Inês — As fábricas darem mais valor a um design único e não tanto focarem-se nas grandes quantidades. Portugal, no passado, sempre foi mais focado em apoiar as marcas lá de fora e em fazer mais peças. Acho que está a mudar. E nós não nos podemos queixar da indústria, temos as nossas fábricas, que sempre nos apoiam e continuam a apoiar. Estamos muito virados para as fábricas de aqui, mas poderia fazer-se mais, porque temos tanta indústria, fazem-se tantas coisas cá. Podíamos ser melhores. [Devíamos] olhar para Itália como exemplo de país a seguir em termos de moda e de indústria. Estão mais virados para o produto e não tanto para as quantidades.

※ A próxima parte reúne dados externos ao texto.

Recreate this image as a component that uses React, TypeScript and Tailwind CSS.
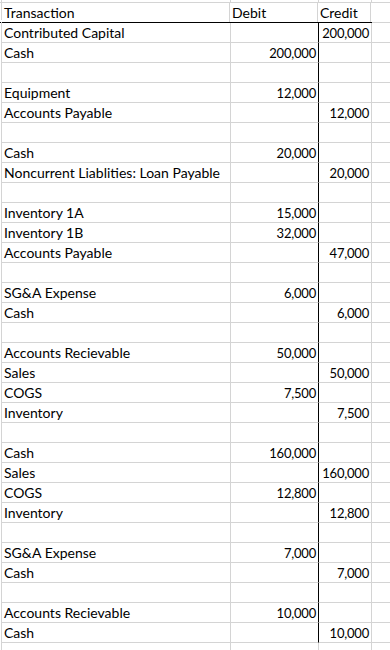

Que percentagem da produção é feita em Portugal?
Inês — 100% é feito em Portugal, em fábricas do norte.
De que formas é que a indústria portuguesa mudou desde que começaram?
Inês — As pessoas estão cada vez mais a dar valor às questões da sustentabilidade, mas ainda há um percurso para percorrer. O próprio Portugal Fashion ainda tem muitas burocracias. Não é fácil, em moda, encontrarmos apoios para continuar e para crescer.
Mas sentem que evoluiu?
Inês — É complicado [risos].
O que podemos esperar desta coleção?
Inês — É a de outono/inverno que apresentámos em Paris. Gostamos sempre de apresentar em formatos mais íntimos, pequenos, conhecer as pessoas e as pessoas conhecerem cada vez melhor a marca. Esta é também a primeira vez que lançamos a linha de mulher.
Por que resolveram lançar-se no segmento feminino?
Inês — Fizemos uma cápsula exclusiva para a SSENCE há duas coleções e fez todo o sentido começarmos a expandir-nos. Queremos explorar e trabalhar com mulher. Queremos ver como é que os dois, homem e mulher, se fundem.
Quais foram os maiores desafios, ou diferenças, que encontraram no design de moda feminino?
Reid — Criar uma linha de mulher é muito mais libertador do que de homem. Há uma rigidez no menswear que o torna muito limitador. O womenswear é muito mais livre e tem menos regras, por isso eu diria que tem sido uma libertação, desenvolver esta linha da Ernest W.Baker.